Born: 1897, St. Clement’s, Ipswich.
Died: 3rd May 1917; age 21; Died of Wounds – No. 142 Field Ambulance.
Enlistment Location: Camberwell, South London.
Date of Entry Therein: 23rd June 1915 – France.
Rank: Lance Corporal; Service Number: 19047
Regiment: Machine Gun Corps, Infantry, 37th Coy.
Medals Awarded: Victory, British War & 1915 Star.
Relatives Notified & Address: Son of Thomas James & Frances Burton, of Ipswich.
1901 3, Little Baker Street, Ipswich.
William was 3 years old and living with his widowed mother, siblings & maternal grandmother.
Frances Burton (nee King), 38, a Tailoress, born Rushmere St. Andrew, Suffolk.
Laura Annie Burton, 16, a Boot Machinist, born Ipswich.
Frederick James Burton, 10, born Ipswich.
(Jack) John Thomas Burton, 8, born Ipswich.
Thomas James Burton, 1, born Ipswich.
Elizabeth King, 75, a widow, born Palgrave, Suffolk.
1911 St. John’s Home for Boys & Girls, Bloomfield Street, Ipswich.
William was 13 years old, he and his 11 year old brother Thomas were Inmate’s at the Workhouse for children.
A separate home for pauper children was first proposed by Ipswich Union in around 1870. This was an unusual step for non-metropolitan unions at this time, and may have been the result of space shortage at the Great Whip Street workhouse. Plans were produced in 1871 and 1873 for a long building with a central block flanked by separate wings containing boys’ and girls’ accommodation. The building, eventually erected at Bloomfield Street in 1879, accommodated 80 boys and 50 girls. The boys were taught to work on the land, and in tailoring and shoe-making. The girls were taught needlework and other household skills to equip them for domestic service. A small infirmary was later added.
William’s father was Thomas James Burton, born 1865, Ipswich, died 1900, Ipswich. He was a Stationary Engine Driver.
William’s mother Frances Burton, died 1908, Ipswich.
MACHINE GUN CORPS.
The Machine Gun Corps was formed in October 1915 as the machine gun proved to be held affective as infantry support in trench warfare. Cavalry and Motor branches, followed in 1916 by the Heavy Branch.
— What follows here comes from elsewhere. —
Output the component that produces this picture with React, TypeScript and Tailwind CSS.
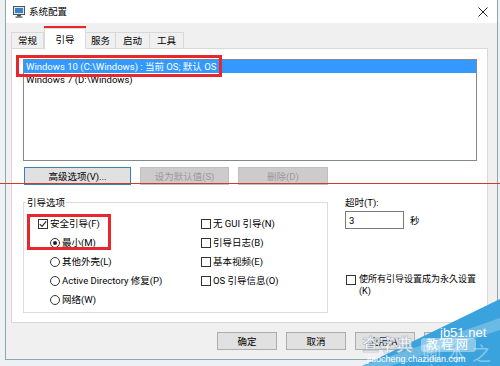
import React from "react";

const font = "font-['Roboto','Noto_Sans_CJK_SC',sans-serif]";

const Check = ({ checked }: { checked?: boolean }) => (
  <span className="flex h-[10px] w-[10px] shrink-0 items-center justify-center border border-[#333] bg-white">
    {checked && (
      <svg width="8" height="8" viewBox="0 0 8 8">
        <path d="M0.8 4.2 L3 6.4 L7.2 1.4" fill="none" stroke="#222" strokeWidth="1.1" />
      </svg>
    )}
  </span>
);

const Radio = ({ checked }: { checked?: boolean }) => (
  <span className="flex h-[10px] w-[10px] shrink-0 items-center justify-center rounded-full border border-[#333] bg-white">
    {checked && <span className="h-[4px] w-[4px] rounded-full bg-[#222]" />}
  </span>
);

const tabs = [
  { label: "常规", w: "w-[33px]" },
  { label: "引导", w: "w-[42px]", active: true },
  { label: "服务", w: "w-[31px]" },
  { label: "启动", w: "w-[35px]" },
  { label: "工具", w: "w-[35px]" },
];

const leftOpts = [
  { label: "安全引导(F)", kind: "check", checked: true },
  { label: "最小(M)", kind: "radio", checked: true, indent: true },
  { label: "其他外壳(L)", kind: "radio", indent: true },
  { label: "Active Directory 修复(P)", kind: "radio", indent: true },
  { label: "网络(W)", kind: "radio", indent: true },
];

const rightOpts = ["无 GUI 引导(N)", "引导日志(B)", "基本视频(E)", "OS 引导信息(O)"];

export default function App() {
  return (
    <div className={`relative h-[366px] w-[500px] overflow-hidden bg-[#eef1f3] text-[9.5px] text-black ${font}`}>
      {/* window */}
      <div className="ml-[5px] flex h-[360px] w-[493px] flex-col border-x border-b border-[#8aa7b3] bg-[#f0f0f0]">
        {/* title bar */}
        <div className="flex h-[23px] items-center bg-white pl-[7px] pr-[9px]">
          <svg width="13" height="12" viewBox="0 0 13 12">
            <rect x="0.5" y="0.5" width="11" height="8" fill="#dfe8f0" stroke="#4a5560" />
            <rect x="2" y="2" width="8" height="5" fill="#3b82c4" />
            <rect x="4" y="9" width="4" height="1.5" fill="#4a5560" />
            <rect x="2.5" y="10.5" width="7" height="1.2" fill="#4a5560" />
          </svg>
          <span className="ml-[3px] leading-[13px]">系统配置</span>
          <svg className="ml-auto" width="10" height="10" viewBox="0 0 10 10">
            <path d="M0.5 0.5 L9.5 9.5 M9.5 0.5 L0.5 9.5" stroke="#222" strokeWidth="1" />
          </svg>
        </div>

        <div className="px-[5px]">
          {/* tabs */}
          <div className="mt-[5px] flex h-[20px] items-end">
            {tabs.map((t) =>
              t.active ? (
                <div
                  key={t.label}
                  className={`${t.w} relative z-[1] -mb-px flex h-[21px] items-center justify-center border-x border-t border-[#d9d9d9] bg-white leading-[13px]`}
                >
                  {t.label}
                </div>
              ) : (
                <div
                  key={t.label}
                  className={`${t.w} -ml-px flex h-[16px] items-center justify-center border-x border-t border-[#d9d9d9] bg-[#f0f0f0] leading-[13px] first:ml-0`}
                >
                  {t.label}
                </div>
              )
            )}
          </div>

          {/* panel */}
          <div className="h-[275px] w-[477px] border border-[#d9d9d9] bg-white pl-[11px] pt-[10px]">
            <div className="h-[102px] w-[454px] border border-[#828790] bg-white">
              <div className="h-[13px] bg-[#3399ff] pl-[2px] leading-[13px] text-white">
                Windows 10 (C:\Windows) : 当前 OS; 默认 OS
              </div>
              <div className="h-[13px] pl-[2px] leading-[13px]">Windows 7 (D:\Windows)</div>
            </div>

            <div className="ml-px mt-[6px] flex gap-[9px]">
              <div className="flex h-[18px] w-[107px] items-center justify-center border border-[#3c7fb1] bg-[#e1e1e1] leading-[13px]">
                高级选项(V)...
              </div>
              <div className="flex h-[18px] w-[89px] items-center justify-center border border-[#bfbfbf] bg-[#cccccc] leading-[13px] text-[#9a9a9a]">
                设为默认值(S)
              </div>
              <div className="flex h-[18px] w-[90px] items-center justify-center border border-[#bfbfbf] bg-[#cccccc] leading-[13px] text-[#9a9a9a]">
                删除(D)
              </div>
            </div>

            <div className="mt-[11px] flex">
              <fieldset className="h-[117px] w-[305px] border border-[#dcdcdc]">
                <legend className="ml-[2px] px-px leading-[13px]">引导选项</legend>
                <div className="flex pt-[5px]">
                  <div className="w-[177px]">
                    {leftOpts.map((o) => (
                      <div
                        key={o.label}
                        className={`flex h-[19px] items-center gap-[2px] leading-[13px] ${o.indent ? "pl-[26px]" : "pl-[14px]"}`}
                      >
                        {o.kind === "check" ? <Check checked={o.checked} /> : <Radio checked={o.checked} />}
                        <span>{o.label}</span>
                      </div>
                    ))}
                  </div>
                  <div>
                    {rightOpts.map((l) => (
                      <div key={l} className="flex h-[19px] items-center gap-[2px] leading-[13px]">
                        <Check />
                        <span>{l}</span>
                      </div>
                    ))}
                  </div>
                </div>
              </fieldset>

              <div className="ml-[17px]">
                <div className="leading-[13px]">超时(T):</div>
                <div className="mt-[2px] flex items-center">
                  <div className="flex h-[18px] w-[59px] items-center border border-[#7a7a7a] pl-[3px] leading-[13px]">3</div>
                  <span className="ml-[6px] leading-[13px]">秒</span>
                </div>
                <div className="ml-px mt-[44px] flex gap-[3px]">
                  <span className="mt-[2px]">
                    <Check />
                  </span>
                  <span className="text-[9px] leading-[12px]">
                    使所有引导设置成为永久设置
                    <br />
                    (K)
                  </span>
                </div>
              </div>
            </div>
          </div>

          {/* dialog buttons */}
          <div className="ml-[206px] mt-[9px] flex gap-[9px]">
            <div className="flex h-[18px] w-[60px] items-center justify-center border border-[#adadad] bg-[#e1e1e1] leading-[13px]">确定</div>
            <div className="flex h-[18px] w-[60px] items-center justify-center border border-[#adadad] bg-[#e1e1e1] leading-[13px]">取消</div>
            <div className="flex h-[18px] w-[60px] items-center justify-center border border-[#adadad] bg-[#e1e1e1] leading-[13px]">应用(A)</div>
            <div className="flex h-[18px] w-[60px] items-center justify-center border border-[#adadad] bg-[#e1e1e1] leading-[13px]">帮助</div>
          </div>
        </div>
      </div>

      {/* annotations */}
      <div className="absolute left-0 top-[183px] h-px w-[500px] bg-[#d0392e]" />
      <div className="absolute left-[44px] top-[26px] h-[23px] w-[42px] border-[3px] border-[#e8262b]" />
      <div className="absolute left-[16px] top-[55px] h-[22px] w-[206px] border-[3px] border-[#e8262b]" />
      <div className="absolute left-[27px] top-[214px] h-[36px] w-[84px] border-[3px] border-[#e8262b]" />

      {/* watermark */}
      <svg className="absolute left-0 top-0" width="500" height="366" viewBox="0 0 500 366">
        <polygon points="362,366 500,299 500,366" fill="#3aa3dd" />
        <polygon points="362,366 500,318 500,330 390,366" fill="#ffffff" fillOpacity="0.25" />
      </svg>
      <div className="absolute left-[440px] top-[326px] font-['Liberation_Sans',sans-serif] text-[13px] leading-[13px] text-white">jb51.net</div>
      <div className="absolute left-[422px] top-[345px] text-[19px] leading-[20px] tracking-[6px] text-white/40">脚本之家</div>
      <div className="absolute left-[421px] top-[338px] rounded-[3px] bg-white/40 px-[5px] text-[12px] leading-[14px] tracking-[3px] text-white">教程网</div>
      <div className="absolute left-[362px] top-[336px] text-[17px] font-bold leading-[18px] text-white/80 [-webkit-text-stroke:0.5px_#9ab]">查字典</div>
      <div className="absolute left-[367px] top-[354px] font-['Liberation_Sans',sans-serif] text-[9px] leading-[10px] text-white">jiaocheng.chazidian.com</div>
    </div>
  );
}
A depot and training centre was established at Belton Park in Grantham Lincolnshire also a training base depot at Camiers in France .the men were trained to a higher technical standard, capable of stripping down and mending the guns in the field.
The Machine Gun Corps had 62,049 casualties, including 12,498 killed out of 170,500 officers and men earning it the nickname ’the Suicide Club’ manly as machine guns were static or fix positions becoming prime targets for the enemy.